Automating the Indexing Process

To notify Google to index pages whenever we push new code to our site (or manually), we can set up a GitHub Actions workflow. Before we add this, make sure to create the INDEXER_SERVICE_ACCOUNT_KEY secret with the truncated JSON key contents we used earlier.

name: Index Pages
on:
  workflow_dispatch:
  push:
    branches:
      - main
jobs:
  index:
    name: Index Pages
    runs-on: ubuntu-latest
    steps:
      - uses: actions/checkout@v2
      - uses: actions/setup-node@v2
        with:
          node-version: '14'
      - run: npm install
      - run: node index.js
        env:
          INDEXER_SERVICE_ACCOUNT_KEY: ${{ secrets.INDEXER_SERVICE_ACCOUNT_KEY }}

Saving this script in .github/workflows/index.yaml in your repository will kick off a run whenever you push new files. You can also ignore paths you don’t care about, so the job runs only when the actual content is changed.

Service Quotas

It’s important to understand the default service quotas put in place, as you will probably run into those when running the script too often (or for too many pages). By default, Google allows you to send 200 publish requests/day, with 600 requests/minute. The limiting factor will most likely be the 200 publish instructions, so it might be better to publish only the pages that changed.

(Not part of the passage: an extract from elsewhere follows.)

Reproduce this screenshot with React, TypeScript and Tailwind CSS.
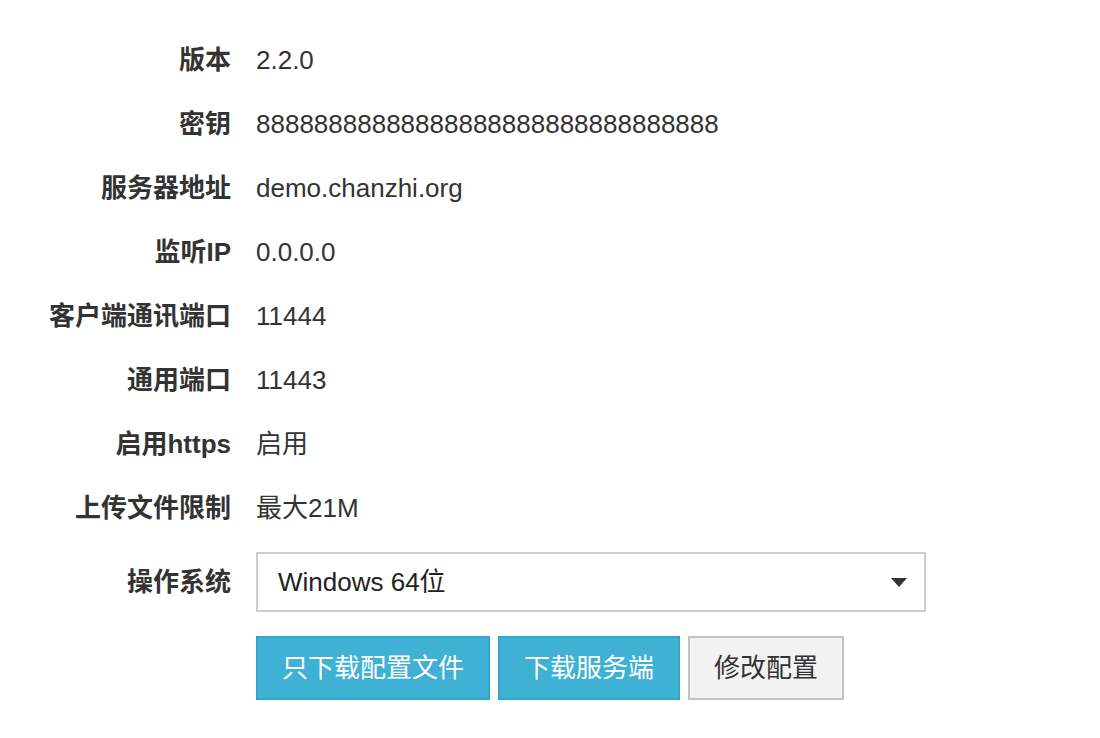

That’s everything you need to index your pages, much faster than going through every page by hand, and completely independent of your technical setup. Depending on the number of pages and frequency of running the script, you might want to include only pages you really updated, so you don’t hit the rate limits. Another option is to raise the service quotas if you expect to hit the limit frequently.